● Given data

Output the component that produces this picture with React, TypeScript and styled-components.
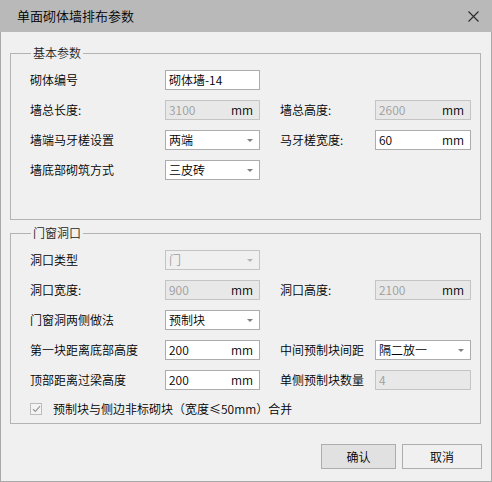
import React from "react";
import styled, { createGlobalStyle } from "styled-components";

const GlobalStyle = createGlobalStyle`
    html, body {
        margin: 0;
        padding: 0;
        background: #f0f0f0;
    }
    body {
        font-family: "Noto Sans CJK SC", "Noto Sans", sans-serif;
        font-size: 12px;
        font-weight: 350;
        color: #000000;
    }
    * {
        box-sizing: border-box;
    }
`

type FieldProps = {
    value: string;
    unit?: boolean;
    select?: boolean;
    disabled?: boolean;
};

const Field = ({ value, unit, select, disabled }: FieldProps) => (
    <InputBox $disabled={disabled} $select={select}>
        <InputValue $disabled={disabled}>{value}</InputValue>
        {unit && <Unit>mm</Unit>}
        {select && <Arrow $disabled={disabled} />}
    </InputBox>
)

const App = () => {
    return (
        <Window>
            <GlobalStyle />
            <TitleBar>
                <Title>单面砌体墙排布参数</Title>
                <svg width="11" height="11" viewBox="0 0 11 11" className="close">
                    <path d="M0.5 0.5L10.5 10.5M10.5 0.5L0.5 10.5" stroke="#2b2b2b" strokeWidth="1.1" fill="none" />
                </svg>
            </TitleBar>
            <Body>
                <Group $pb={39}>
                    <Legend>基本参数</Legend>
                    <Rows>
                        <Row>
                            <Label>砌体编号</Label>
                            <Field value="砌体墙-14" />
                        </Row>
                        <Row>
                            <Label>墙总长度:</Label>
                            <Field value="3100" unit disabled />
                            <Label className="right">墙总高度:</Label>
                            <Field value="2600" unit disabled />
                        </Row>
                        <Row>
                            <Label>墙端马牙槎设置</Label>
                            <Field value="两端" select />
                            <Label className="right">马牙槎宽度:</Label>
                            <Field value="60" unit />
                        </Row>
                        <Row>
                            <Label>墙底部砌筑方式</Label>
                            <Field value="三皮砖" select />
                        </Row>
                    </Rows>
                </Group>
                <Group $pb={5} className="second">
                    <Legend>门窗洞口</Legend>
                    <Rows>
                        <Row>
                            <Label>洞口类型</Label>
                            <Field value="门" select disabled />
                        </Row>
                        <Row>
                            <Label>洞口宽度:</Label>
                            <Field value="900" unit disabled />
                            <Label className="right">洞口高度:</Label>
                            <Field value="2100" unit disabled />
                        </Row>
                        <Row>
                            <Label>门窗洞两侧做法</Label>
                            <Field value="预制块" select />
                        </Row>
                        <Row>
                            <Label>第一块距离底部高度</Label>
                            <Field value="200" unit />
                            <Label className="right">中间预制块间距</Label>
                            <Field value="隔二放一" select />
                        </Row>
                        <Row>
                            <Label>顶部距离过梁高度</Label>
                            <Field value="200" unit />
                            <Label className="right">单侧预制块数量</Label>
                            <Field value="4" disabled />
                        </Row>
                    </Rows>
                    <CheckRow>
                        <CheckBox>
                            <svg width="9" height="8" viewBox="0 0 9 8">
                                <path d="M1 4.2L3.4 6.5L8 1.2" stroke="#9a9a9a" strokeWidth="1.2" fill="none" />
                            </svg>
                        </CheckBox>
                        <span>预制块与侧边非标砌块（宽度≤50mm）合并</span>
                    </CheckRow>
                </Group>
                <Footer>
                    <Button $w={75} $primary>确认</Button>
                    <Button $w={80}>取消</Button>
                </Footer>
            </Body>
        </Window>
    )
}

const Window = styled.div`
    width: 492px;
    height: 482px;
    display: flex;
    flex-direction: column;
    background: #f0f0f0;
`
const TitleBar = styled.div`
    height: 32px;
    flex-shrink: 0;
    background: #b9b9b9;
    display: flex;
    align-items: center;
    justify-content: space-between;
    padding: 0 13px 0 17px;
    .close{
        margin-top: 1px;
    }
`
const Title = styled.span`
    font-size: 13px;
    line-height: 16px;
    color: #000000;
`
const Body = styled.div`
    flex: 1;
    display: flex;
    flex-direction: column;
    border: 1px solid #a9a9a9;
    border-top: none;
    padding: 21px 10px 0 9px;
`
const Group = styled.div<{ $pb: number }>`
    position: relative;
    border: 1px solid #b3b3b3;
    padding: 16px 8px ${p => p.$pb}px 19px;
    &.second{
        margin-top: 13px;
    }
`
const Legend = styled.span`
    position: absolute;
    top: -9px;
    left: 20px;
    padding: 0 2px;
    background: #f0f0f0;
    line-height: 16px;
    color: #1e1e1e;
`
const Rows = styled.div`
    display: flex;
    flex-direction: column;
    gap: 10px;
`
const Row = styled.div`
    display: grid;
    grid-template-columns: 135px 95px 115px 96px;
    height: 20px;
    align-items: center;
`
const Label = styled.span`
    line-height: 20px;
    color: #000000;
    white-space: nowrap;
    &.right{
        padding-left: 20px;
    }
`
const InputBox = styled.div<{ $disabled?: boolean; $select?: boolean }>`
    height: 20px;
    display: flex;
    align-items: center;
    padding: 0 6px 0 3px;
    border: 1px solid ${p => (p.$disabled ? "#c4c4c4" : "#acacac")};
    background: ${p => (p.$disabled ? (p.$select ? "#f0f0f0" : "#e8e8e8") : "#ffffff")};
`
const InputValue = styled.span<{ $disabled?: boolean }>`
    flex: 1;
    line-height: 18px;
    color: ${p => (p.$disabled ? "#9d9d9d" : "#000000")};
    white-space: nowrap;
`
const Unit = styled.span`
    line-height: 18px;
    color: #000000;
`
const Arrow = styled.span<{ $disabled?: boolean }>`
    width: 0;
    height: 0;
    border-left: 3px solid transparent;
    border-right: 3px solid transparent;
    border-top: 3px solid ${p => (p.$disabled ? "#b4b4b4" : "#808080")};
`
const CheckRow = styled.label`
    display: flex;
    align-items: center;
    gap: 11px;
    height: 18px;
    margin-top: 10px;
    line-height: 18px;
    color: #000000;
`
const CheckBox = styled.span`
    width: 12px;
    height: 12px;
    border: 1px solid #bcbcbc;
    background: #f4f4f4;
    display: flex;
    align-items: center;
    justify-content: center;
`
const Footer = styled.div`
    display: flex;
    justify-content: flex-end;
    gap: 6px;
    margin-top: 20px;
    margin-right: -1px;
`
const Button = styled.button<{ $w: number; $primary?: boolean }>`
    width: ${p => p.$w}px;
    height: 25px;
    padding: 0;
    font-family: inherit;
    font-size: 12px;
    font-weight: inherit;
    color: #000000;
    border: 1px solid #adadad;
    background: ${p => (p.$primary ? "#e1e1e1" : "#f0f0f0")};
`

export default App;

● Given task
Write out the listing above exactly as it stands, pictures excluded.

● Worked answer
Output the component that produces this picture with React, TypeScript and styled-components.
import React from "react";
import styled, { createGlobalStyle } from "styled-components";

const GlobalStyle = createGlobalStyle`
    html, body {
        margin: 0;
        padding: 0;
        background: #f0f0f0;
    }
    body {
        font-family: "Noto Sans CJK SC", "Noto Sans", sans-serif;
        font-size: 12px;
        font-weight: 350;
        color: #000000;
    }
    * {
        box-sizing: border-box;
    }
`

type FieldProps = {
    value: string;
    unit?: boolean;
    select?: boolean;
    disabled?: boolean;
};

const Field = ({ value, unit, select, disabled }: FieldProps) => (
    <InputBox $disabled={disabled} $select={select}>
        <InputValue $disabled={disabled}>{value}</InputValue>
        {unit && <Unit>mm</Unit>}
        {select && <Arrow $disabled={disabled} />}
    </InputBox>
)

const App = () => {
    return (
        <Window>
            <GlobalStyle />
            <TitleBar>
                <Title>单面砌体墙排布参数</Title>
                <svg width="11" height="11" viewBox="0 0 11 11" className="close">
                    <path d="M0.5 0.5L10.5 10.5M10.5 0.5L0.5 10.5" stroke="#2b2b2b" strokeWidth="1.1" fill="none" />
                </svg>
            </TitleBar>
            <Body>
                <Group $pb={39}>
                    <Legend>基本参数</Legend>
                    <Rows>
                        <Row>
                            <Label>砌体编号</Label>
                            <Field value="砌体墙-14" />
                        </Row>
                        <Row>
                            <Label>墙总长度:</Label>
                            <Field value="3100" unit disabled />
                            <Label className="right">墙总高度:</Label>
                            <Field value="2600" unit disabled />
                        </Row>
                        <Row>
                            <Label>墙端马牙槎设置</Label>
                            <Field value="两端" select />
                            <Label className="right">马牙槎宽度:</Label>
                            <Field value="60" unit />
                        </Row>
                        <Row>
                            <Label>墙底部砌筑方式</Label>
                            <Field value="三皮砖" select />
                        </Row>
                    </Rows>
                </Group>
                <Group $pb={5} className="second">
                    <Legend>门窗洞口</Legend>
                    <Rows>
                        <Row>
                            <Label>洞口类型</Label>
                            <Field value="门" select disabled />
                        </Row>
                        <Row>
                            <Label>洞口宽度:</Label>
                            <Field value="900" unit disabled />
                            <Label className="right">洞口高度:</Label>
                            <Field value="2100" unit disabled />
                        </Row>
                        <Row>
                            <Label>门窗洞两侧做法</Label>
                            <Field value="预制块" select />
                        </Row>
                        <Row>
                            <Label>第一块距离底部高度</Label>
                            <Field value="200" unit />
                            <Label className="right">中间预制块间距</Label>
                            <Field value="隔二放一" select />
                        </Row>
                        <Row>
                            <Label>顶部距离过梁高度</Label>
                            <Field value="200" unit />
                            <Label className="right">单侧预制块数量</Label>
                            <Field value="4" disabled />
                        </Row>
                    </Rows>
                    <CheckRow>
                        <CheckBox>
                            <svg width="9" height="8" viewBox="0 0 9 8">
                                <path d="M1 4.2L3.4 6.5L8 1.2" stroke="#9a9a9a" strokeWidth="1.2" fill="none" />
                            </svg>
                        </CheckBox>
                        <span>预制块与侧边非标砌块（宽度≤50mm）合并</span>
                    </CheckRow>
                </Group>
                <Footer>
                    <Button $w={75} $primary>确认</Button>
                    <Button $w={80}>取消</Button>
                </Footer>
            </Body>
        </Window>
    )
}

const Window = styled.div`
    width: 492px;
    height: 482px;
    display: flex;
    flex-direction: column;
    background: #f0f0f0;
`
const TitleBar = styled.div`
    height: 32px;
    flex-shrink: 0;
    background: #b9b9b9;
    display: flex;
    align-items: center;
    justify-content: space-between;
    padding: 0 13px 0 17px;
    .close{
        margin-top: 1px;
    }
`
const Title = styled.span`
    font-size: 13px;
    line-height: 16px;
    color: #000000;
`
const Body = styled.div`
    flex: 1;
    display: flex;
    flex-direction: column;
    border: 1px solid #a9a9a9;
    border-top: none;
    padding: 21px 10px 0 9px;
`
const Group = styled.div<{ $pb: number }>`
    position: relative;
    border: 1px solid #b3b3b3;
    padding: 16px 8px ${p => p.$pb}px 19px;
    &.second{
        margin-top: 13px;
    }
`
const Legend = styled.span`
    position: absolute;
    top: -9px;
    left: 20px;
    padding: 0 2px;
    background: #f0f0f0;
    line-height: 16px;
    color: #1e1e1e;
`
const Rows = styled.div`
    display: flex;
    flex-direction: column;
    gap: 10px;
`
const Row = styled.div`
    display: grid;
    grid-template-columns: 135px 95px 115px 96px;
    height: 20px;
    align-items: center;
`
const Label = styled.span`
    line-height: 20px;
    color: #000000;
    white-space: nowrap;
    &.right{
        padding-left: 20px;
    }
`
const InputBox = styled.div<{ $disabled?: boolean; $select?: boolean }>`
    height: 20px;
    display: flex;
    align-items: center;
    padding: 0 6px 0 3px;
    border: 1px solid ${p => (p.$disabled ? "#c4c4c4" : "#acacac")};
    background: ${p => (p.$disabled ? (p.$select ? "#f0f0f0" : "#e8e8e8") : "#ffffff")};
`
const InputValue = styled.span<{ $disabled?: boolean }>`
    flex: 1;
    line-height: 18px;
    color: ${p => (p.$disabled ? "#9d9d9d" : "#000000")};
    white-space: nowrap;
`
const Unit = styled.span`
    line-height: 18px;
    color: #000000;
`
const Arrow = styled.span<{ $disabled?: boolean }>`
    width: 0;
    height: 0;
    border-left: 3px solid transparent;
    border-right: 3px solid transparent;
    border-top: 3px solid ${p => (p.$disabled ? "#b4b4b4" : "#808080")};
`
const CheckRow = styled.label`
    display: flex;
    align-items: center;
    gap: 11px;
    height: 18px;
    margin-top: 10px;
    line-height: 18px;
    color: #000000;
`
const CheckBox = styled.span`
    width: 12px;
    height: 12px;
    border: 1px solid #bcbcbc;
    background: #f4f4f4;
    display: flex;
    align-items: center;
    justify-content: center;
`
const Footer = styled.div`
    display: flex;
    justify-content: flex-end;
    gap: 6px;
    margin-top: 20px;
    margin-right: -1px;
`
const Button = styled.button<{ $w: number; $primary?: boolean }>`
    width: ${p => p.$w}px;
    height: 25px;
    padding: 0;
    font-family: inherit;
    font-size: 12px;
    font-weight: inherit;
    color: #000000;
    border: 1px solid #adadad;
    background: ${p => (p.$primary ? "#e1e1e1" : "#f0f0f0")};
`

export default App;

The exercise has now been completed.